Egypt blasts: 14 still missing
2005-07-24 16:35
Cairo - Fourteen people remained unaccounted for on Sunday following the devastating bombings at Egypt's Sharm al-Sheikh resort, officials confirmed - while security sources said the number of arrests made had risen to 87.
The men were picked up in the streets and at their homes in and around al-Arish, 380 kilometres northeast of Cairo on the northern coast of the Sinai Peninsula. They were not charged, sources said.
The area had also been the site of extensive roundups following the October 2004 explosions in Taba, also in Sinai. The trial of three suspects of those bombings meanwhile resumed in Ismailia.

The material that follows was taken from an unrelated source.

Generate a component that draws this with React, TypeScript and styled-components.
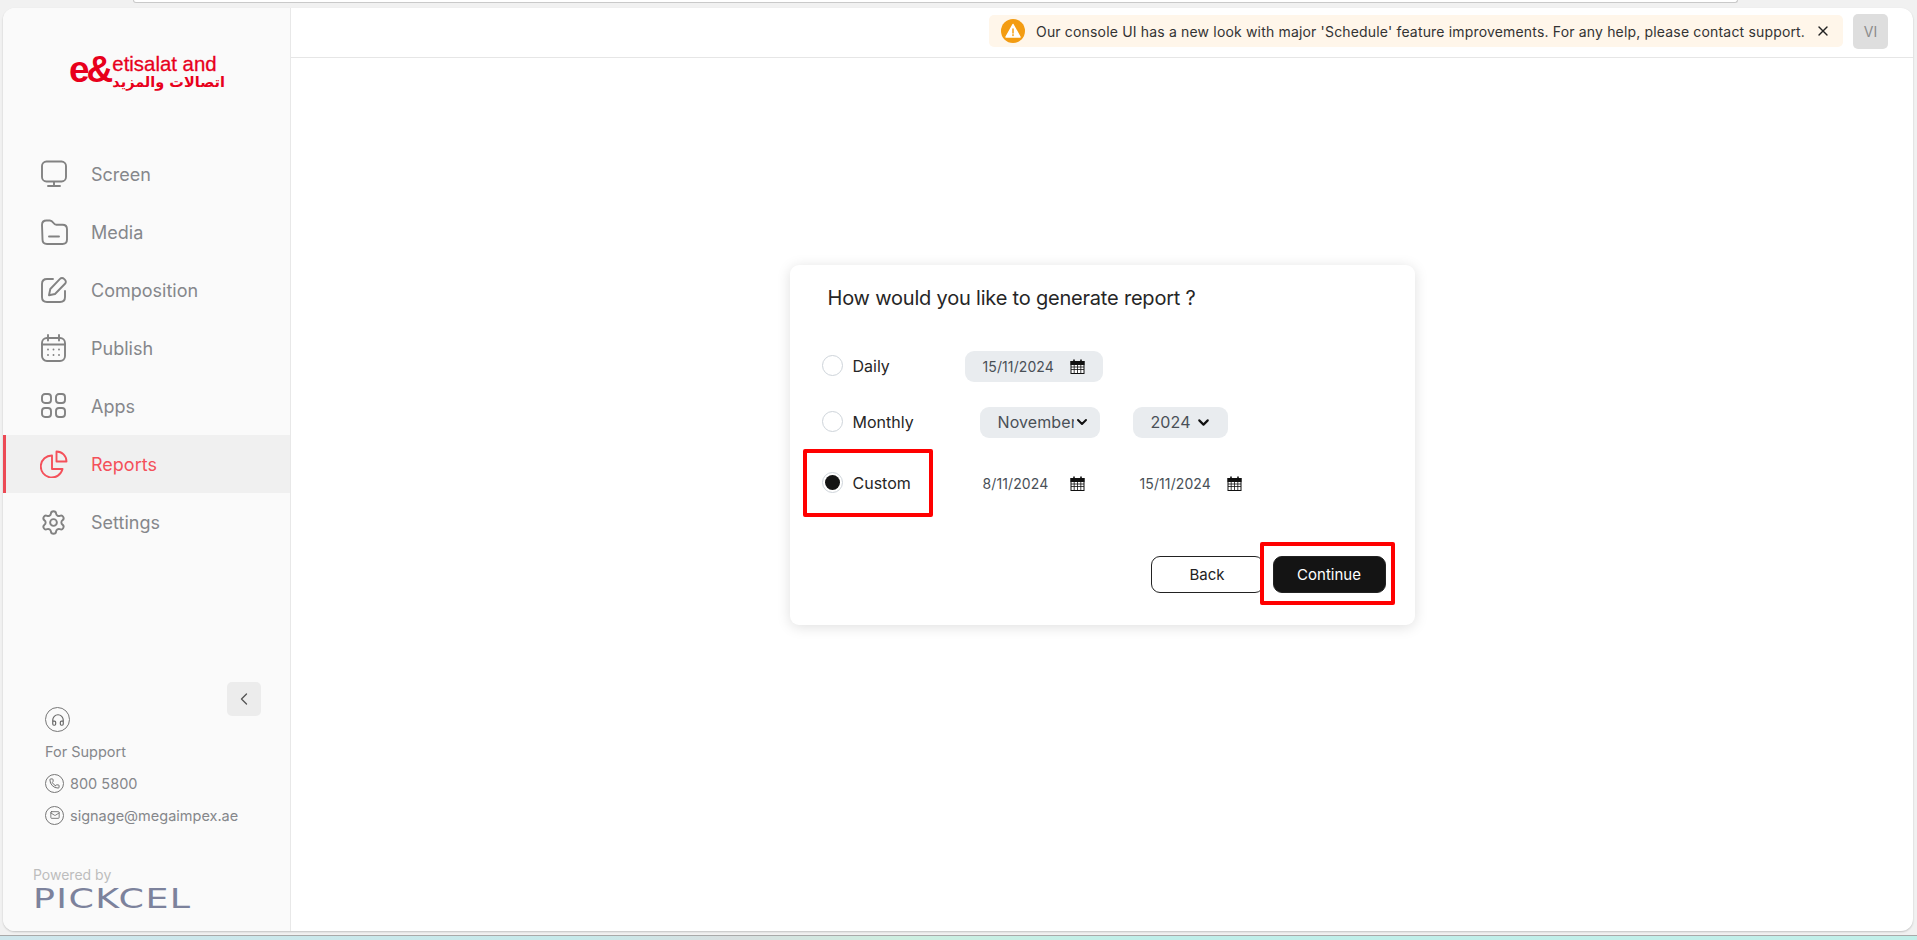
import React from 'react';
import styled, { createGlobalStyle } from 'styled-components';
import { ChevronDown, ChevronLeft, Headphones, Mail, Phone, Settings, X } from 'lucide-react';

const GlobalStyle = createGlobalStyle`
  html, body {
    margin: 0;
    padding: 0;
    background: #f1f1f1;
    font-family: Inter, "Noto Sans", sans-serif;
    overflow: hidden;
  }
  * { box-sizing: border-box; }
`;

const Shell = styled.div`
  width: 1917px;
  height: 940px;
  display: flex;
  flex-direction: column;
`;

const ChromeTop = styled.div`
  height: 8px;
  padding-left: 133px;
`;

const Omnibox = styled.div`
  width: 1605px;
  height: 3px;
  background: #fff;
  border: 1px solid #c9c9c9;
  border-top: none;
  border-radius: 0 0 8px 8px;
`;

const Window = styled.div`
  height: 923px;
  margin: 0 4px 0 3px;
  display: flex;
  background: #fff;
  border-radius: 12px;
  overflow: hidden;
  box-shadow: 0 1px 2px rgba(0, 0, 0, 0.2);
`;

const ChromeBottom = styled.div`
  height: 9px;
  padding-top: 4px;
`;

const Taskbar = styled.div`
  height: 5px;
  border-top: 1px solid #a9a9a9;
  background: linear-gradient(90deg, #cfe6ec 0%, #c6e9ea 30%, #d8dfe0 38%, #cdeee0 47%, #bfeee9 60%, #c2efe9 100%);
`;

const Sidebar = styled.aside`
  width: 288px;
  flex: none;
  display: flex;
  flex-direction: column;
  background: #fafafa;
  border-right: 1px solid #e8e8e8;
`;

const LogoBlock = styled.div`
  height: 125px;
  padding: 47px 0 0 66px;
  display: flex;
  gap: 2px;
`;

const LogoMark = styled.div`
  font-family: "Liberation Sans", sans-serif;
  font-weight: 700;
  font-size: 37px;
  line-height: 30px;
  letter-spacing: -3px;
  color: #e8001c;
`;

const LogoWords = styled.div`
  display: flex;
  flex-direction: column;
  color: #e8001c;
`;

const LogoEn = styled.div`
  font-family: "Liberation Sans", sans-serif;
  font-size: 20.4px;
  line-height: 19px;
  white-space: nowrap;
  -webkit-text-stroke: 0.3px #e8001c;
`;

const LogoAr = styled.div`
  font-family: "DejaVu Sans", sans-serif;
  font-size: 14.5px;
  font-weight: 700;
  line-height: 16px;
  direction: rtl;
  text-align: right;
  white-space: nowrap;
`;

const Nav = styled.nav`
  display: flex;
  flex-direction: column;
  padding-top: 12px;
`;

const NavRow = styled.div<{ $active?: boolean }>`
  height: 58px;
  display: flex;
  align-items: center;
  padding-left: ${(p) => (p.$active ? 34 : 37)}px;
  border-left: ${(p) => (p.$active ? '3px solid #ec4a55' : 'none')};
  background: ${(p) => (p.$active ? '#f0f0f0' : 'transparent')};
  color: ${(p) => (p.$active ? '#f4505a' : '#85878b')};
  font-size: 18px;
  font-weight: 400;
`;

const NavIcon = styled.span`
  width: 51px;
  flex: none;
  display: flex;
  color: #828282;
`;

const ActiveIcon = styled(NavIcon)`
  color: #f4505a;
`;

const SidebarSpacer = styled.div`
  flex: 1;
`;

const CollapseRow = styled.div`
  display: flex;
  justify-content: flex-end;
  padding-right: 29px;
  height: 25px;
`;

const CollapseButton = styled.button`
  width: 34px;
  height: 34px;
  border: none;
  padding: 0;
  border-radius: 5px;
  background: #ececec;
  color: #555;
  display: flex;
  align-items: center;
  justify-content: center;
`;

const Support = styled.div`
  padding-left: 42px;
  display: flex;
  flex-direction: column;
  color: #85878b;
  font-size: 14.5px;
`;

const SupportBadge = styled.div<{ $size: number }>`
  width: ${(p) => p.$size}px;
  height: ${(p) => p.$size}px;
  flex: none;
  border: 1px solid #777;
  border-radius: 50%;
  color: #666;
  display: flex;
  align-items: center;
  justify-content: center;
`;

const SupportTitle = styled.div`
  height: 32px;
  margin-top: 3px;
  display: flex;
  align-items: center;
`;

const SupportLine = styled.div`
  height: 32px;
  display: flex;
  align-items: center;
  gap: 6px;
`;

const Powered = styled.div`
  padding: 35px 0 20px 30px;
`;

const PoweredLabel = styled.div`
  font-size: 14px;
  line-height: 18px;
  color: #bdbdbd;
`;

const PickcelMark = styled.div`
  margin-top: 4px;
  width: 161px;
  font-family: "DejaVu Sans", sans-serif;
  font-weight: 400;
  font-size: 26px;
  line-height: 23px;
  color: #7c829c;
  letter-spacing: 1px;
  white-space: nowrap;
  transform: scaleX(1.4);
  transform-origin: left center;
`;

const Main = styled.main`
  flex: 1;
  min-width: 0;
  display: flex;
  flex-direction: column;
`;

const TopBar = styled.header`
  height: 50px;
  flex: none;
  display: flex;
  align-items: center;
  justify-content: flex-end;
  gap: 10px;
  padding: 0 25px 3px 0;
  border-bottom: 1px solid #e6e6e6;
`;

const Banner = styled.div`
  width: 854px;
  height: 32px;
  display: flex;
  align-items: center;
  padding-left: 12px;
  background: #fff6ea;
  border-radius: 5px;
  color: #333;
  font-size: 14px;
  letter-spacing: 0.17px;
  white-space: nowrap;
`;

const WarnDot = styled.span`
  width: 24px;
  height: 24px;
  flex: none;
  margin-right: 11px;
  border-radius: 50%;
  background: #f39c12;
  display: flex;
  align-items: center;
  justify-content: center;
`;

const BannerClose = styled.span`
  margin-left: 10px;
  display: flex;
  color: #222;
`;

const Avatar = styled.div`
  width: 35px;
  height: 35px;
  border-radius: 5px;
  background: #dedede;
  color: #8c8c8c;
  font-size: 14px;
  display: flex;
  align-items: center;
  justify-content: center;
`;

const Stage = styled.div`
  flex: 1;
  display: flex;
  justify-content: center;
  padding-top: 207px;
`;

const Card = styled.section`
  position: relative;
  width: 625px;
  height: 360px;
  padding: 19px 0 0 32px;
  background: #fff;
  border-radius: 9px;
  box-shadow: 0 2px 14px rgba(0, 0, 0, 0.13);
`;

const Title = styled.h2`
  margin: 0 0 38px 6px;
  font-size: 20px;
  line-height: 28px;
  font-weight: 400;
  letter-spacing: -0.2px;
  color: #262626;
`;

const OptionRow = styled.div<{ $gap: number }>`
  height: 32px;
  margin-bottom: ${(p) => p.$gap}px;
  display: flex;
  align-items: center;
`;

const RadioLabel = styled.label<{ $width: number }>`
  width: ${(p) => p.$width}px;
  flex: none;
  display: flex;
  align-items: center;
  gap: 10px;
  font-size: 16px;
  font-weight: 400;
  color: #262626;
`;

const Radio = styled.span<{ $checked?: boolean }>`
  width: 21px;
  height: 21px;
  margin-top: -2px;
  border: 1px solid #ced4da;
  border-radius: 50%;
  background: #fff;
  display: flex;
  align-items: center;
  justify-content: center;

  &::after {
    content: '';
    display: ${(p) => (p.$checked ? 'block' : 'none')};
    width: 15px;
    height: 15px;
    border-radius: 50%;
    background: #141414;
  }
`;

const Field = styled.div<{ $filled?: boolean; $width: number }>`
  width: ${(p) => p.$width}px;
  height: 31px;
  flex: none;
  display: flex;
  align-items: center;
  padding-left: 18px;
  border-radius: 9px;
  background: ${(p) => (p.$filled ? '#e9ecef' : 'transparent')};
  color: #495057;
  font-size: 14px;
  letter-spacing: 0.1px;
  white-space: nowrap;
`;

const FieldGap = styled.div<{ $width: number }>`
  width: ${(p) => p.$width}px;
  flex: none;
`;

const FieldText = styled.span<{ $width: number }>`
  width: ${(p) => p.$width}px;
  flex: none;
`;

const SelectPill = styled(Field)`
  font-size: 16px;
  color: #495057;
`;

// sits over the end of a long month name, as the native select arrow does
const SelectChevron = styled.span<{ $offset: number }>`
  margin-left: ${(p) => p.$offset}px;
  display: flex;
  color: #111;
  background: #e9ecef;
`;

const Actions = styled.div`
  display: flex;
  gap: 9px;
  margin-top: 57px;
  padding-left: 329px;
`;

const ActionButton = styled.button<{ $primary?: boolean }>`
  width: 113px;
  height: 37px;
  border-radius: 9px;
  border: 1px solid #222;
  background: ${(p) => (p.$primary ? '#141414' : '#fff')};
  color: ${(p) => (p.$primary ? '#fff' : '#222')};
  font-family: inherit;
  font-size: 15px;
  font-weight: 400;
`;

// red markup boxes somebody drew on top of the screenshot
const Markup = styled.div<{ $x: number; $y: number; $w: number; $h: number }>`
  position: absolute;
  left: ${(p) => p.$x}px;
  top: ${(p) => p.$y}px;
  width: ${(p) => p.$w}px;
  height: ${(p) => p.$h}px;
  border: 4px solid #ff0000;
  border-radius: 2px;
  pointer-events: none;
`;

const stroke = {
  fill: 'none',
  stroke: 'currentColor',
  strokeWidth: 1.9,
  strokeLinecap: 'round' as const,
  strokeLinejoin: 'round' as const,
};

const ScreenIcon = () => (
  <svg width="28" height="28" viewBox="0 0 28 28" {...stroke}>
    <rect x="2" y="1.5" width="24" height="20" rx="4.5" />
    <path d="M14 22v4M8 26h12" />
  </svg>
);

const MediaIcon = () => (
  <svg width="28" height="28" viewBox="0 0 28 28" {...stroke}>
    <path d="M2 7c0-3 1.5-4.5 4.5-4.5h3.4c1.6 0 2.4.8 3.4 2.2.9 1.3 1.5 2 3 2h6.2c3 0 4.5 1.8 4.5 4.5v10.3c0 3-1.8 4.5-4.5 4.5h-15.5c-3 0-4.500-1.500-4.500-4.500z" />
    <path d="M9 18.500h10" />
  </svg>
);

const CompositionIcon = () => (
  <svg width="28" height="28" viewBox="0 0 28 28" {...stroke}>
    <path d="M13 3H7C4 3 2 5 2 8v13c0 3 2 5 5 5h13c3 0 5-2 5-5v-6" />
    <path d="M20 2.800a2.800 2.800 0 0 1 4 0l1 1a2.800 2.800 0 0 1 0 4L15 18l-6 1.300L10.300 13z" />
  </svg>
);

const PublishIcon = () => (
  <svg width="28" height="28" viewBox="0 0 28 28" {...stroke}>
    <rect x="2" y="4" width="23" height="23" rx="5" />
    <path d="M2 10.500h23M8 1v5.500M19 1v5.500" />
    <path d="M8 15.500h.01M13.500 15.500h.01M19 15.500h.01M8 21h.01M13.500 21h.01M19 21h.01" />
  </svg>
);

const AppsIcon = () => (
  <svg width="28" height="28" viewBox="0 0 28 28" {...stroke}>
    <rect x="2" y="2" width="9" height="9" rx="3" />
    <rect x="16" y="2" width="9" height="9" rx="3" />
    <rect x="2" y="16" width="9" height="9" rx="3" />
    <rect x="16" y="16" width="9" height="9" rx="3" />
  </svg>
);

const ReportsIcon = () => (
  <svg width="28" height="28" viewBox="0 0 28 28" {...stroke}>
    <path d="M12 5.500a11 11 0 1 0 10.500 13.500H12z" />
    <path d="M16.500 1.500a10 10 0 0 1 10 10h-10z" />
  </svg>
);

const WarningGlyph = () => (
  <svg width="16" height="16" viewBox="0 0 16 16">
    <path d="M8 1.500 15 14H1z" fill="#fff" stroke="#fff" strokeWidth="1.500" strokeLinejoin="round" />
    <path d="M8 6v4M8 11.800v.6" stroke="#f39c12" strokeWidth="1.500" strokeLinecap="round" />
  </svg>
);

const CalendarGlyph = () => (
  <svg width="15" height="15" viewBox="0 0 15 15" fill="none" stroke="#111" strokeWidth="1">
    <rect x="1" y="2.500" width="13" height="12" fill="#fff" />
    <rect x="1" y="2.500" width="13" height="3" fill="#111" />
    <path d="M1 8h13M1 10.500h13M4.200 5.500v9M7.500 5.500v9M10.800 5.500v9" strokeWidth="0.8" />
    <path d="M4 .5v3M11 .5v3" strokeWidth="1.600" />
  </svg>
);

const navItems = [
  { label: 'Screen', icon: <ScreenIcon /> },
  { label: 'Media', icon: <MediaIcon /> },
  { label: 'Composition', icon: <CompositionIcon /> },
  { label: 'Publish', icon: <PublishIcon /> },
  { label: 'Apps', icon: <AppsIcon /> },
  { label: 'Reports', icon: <ReportsIcon />, active: true },
  { label: 'Settings', icon: <Settings size={27} strokeWidth={1.7} /> },
];

export default function App() {
  return (
    <Shell>
      <GlobalStyle />
      <ChromeTop>
        <Omnibox />
      </ChromeTop>
      <Window>
        <Sidebar>
          <LogoBlock>
            <LogoMark>e&amp;</LogoMark>
            <LogoWords>
              <LogoEn>etisalat and</LogoEn>
              <LogoAr>اتصالات والمزيد</LogoAr>
            </LogoWords>
          </LogoBlock>
          <Nav>
            {navItems.map((item) => (
              <NavRow key={item.label} $active={item.active}>
                {item.active ? <ActiveIcon>{item.icon}</ActiveIcon> : <NavIcon>{item.icon}</NavIcon>}
                {item.label}
              </NavRow>
            ))}
          </Nav>
          <SidebarSpacer />
          <CollapseRow>
            <CollapseButton>
              <ChevronLeft size={20} strokeWidth={1.6} />
            </CollapseButton>
          </CollapseRow>
          <Support>
            <SupportBadge $size={25}>
              <Headphones size={14} />
            </SupportBadge>
            <SupportTitle>For Support</SupportTitle>
            <SupportLine>
              <SupportBadge $size={19}>
                <Phone size={11} />
              </SupportBadge>
              800 5800
            </SupportLine>
            <SupportLine>
              <SupportBadge $size={19}>
                <Mail size={10} />
              </SupportBadge>
              signage@megaimpex.ae
            </SupportLine>
          </Support>
          <Powered>
            <PoweredLabel>Powered by</PoweredLabel>
            <PickcelMark>PICKCEL</PickcelMark>
          </Powered>
        </Sidebar>
        <Main>
          <TopBar>
            <Banner>
              <WarnDot>
                <WarningGlyph />
              </WarnDot>
              Our console UI has a new look with major 'Schedule' feature improvements. For any help, please contact support.
              <BannerClose>
                <X size={16} strokeWidth={2} />
              </BannerClose>
            </Banner>
            <Avatar>VI</Avatar>
          </TopBar>
          <Stage>
            <Card>
              <Title>How would you like to generate report ?</Title>
              <OptionRow $gap={24}>
                <RadioLabel $width={143}>
                  <Radio />
                  Daily
                </RadioLabel>
                <Field $filled $width={138}>
                  <FieldText $width={87}>15/11/2024</FieldText>
                  <CalendarGlyph />
                </Field>
              </OptionRow>
              <OptionRow $gap={29}>
                <RadioLabel $width={158}>
                  <Radio />
                  Monthly
                </RadioLabel>
                <SelectPill $filled $width={120}>
                  <FieldText $width={76}>November</FieldText>
                  <SelectChevron $offset={0}>
                    <ChevronDown size={16} strokeWidth={3} />
                  </SelectChevron>
                </SelectPill>
                <FieldGap $width={33} />
                <SelectPill $filled $width={95}>
                  <FieldText $width={38}>2024</FieldText>
                  <SelectChevron $offset={6}>
                    <ChevronDown size={17} strokeWidth={3} />
                  </SelectChevron>
                </SelectPill>
              </OptionRow>
              <OptionRow $gap={0}>
                <RadioLabel $width={143}>
                  <Radio $checked />
                  Custom
                </RadioLabel>
                <Field $width={157}>
                  <FieldText $width={87}>8/11/2024</FieldText>
                  <CalendarGlyph />
                </Field>
                <Field $width={157}>
                  <FieldText $width={87}>15/11/2024</FieldText>
                  <CalendarGlyph />
                </Field>
              </OptionRow>
              <Actions>
                <ActionButton>Back</ActionButton>
                <ActionButton $primary>Continue</ActionButton>
              </Actions>
              <Markup $x={13} $y={184} $w={130} $h={68} />
              <Markup $x={470} $y={277} $w={135} $h={63} />
            </Card>
          </Stage>
        </Main>
      </Window>
      <ChromeBottom>
        <Taskbar />
      </ChromeBottom>
    </Shell>
  );
}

The roundups followed comments by Egypt's interior minister Saturday that he did not rule out a connection between the Sharm al-Sheikh incidents and those in and near Taba last year.
Unaccounted for
Ministry of Tourism spokesperson Hala el-Khatib earlier said 14 persons remained unaccounted for according to a count taken at the resort's hotels.
Minister of Health Mohammed Awwad Tageldin meanwhile insisted the number killed was 63 and not 88 as reported by some media.
He was speaking at Cairo airport on returning from Sharm al-Sheikh where he was following up on the condition of what he said were the 66 injured remaining in hospital for treatment.
There have been ongoing discrepancies in the casualty figures. Hospital sources had earlier put the number of dead at 88, while the prime minister's office put it at 75.
Foreigners
Tourism Ministry spokesperson el-Khatib said 34 bodies had not been identified, and some may be foreigners.
El-Khatib had earlier confirmed that a Czech and an Italian were among the dead, who were mostly local people. Saeed Abdel Fattah, manager of Sharm al-Sheikh international hospital, was quoted as stating that two Britons were also killed.
Many tourists were making their way back to the mainly western European homelands as quickly as possible on Sunday - but many were also insisting on staying in a spirit of defiance to terrorism.
As the clearing-up operation continued amid the devastation, investigators were probing just how the blasts were triggered within minutes of each other shortly after 01:00 on Saturday.
Witnesses said that in the worst attack, a bomber rammed his car into the Ghazala Gardens Hotel. A few hundred metres away, a bomb went off in a car park near the Moevenpick Hotel. In the Old Market area, the blast ripped through a popular street cafe.
From November 1997 through October 2004, Egypt was free of terrorist incidents. The Taba blasts along the border with Israel ended the quiet period and killed several Israelis.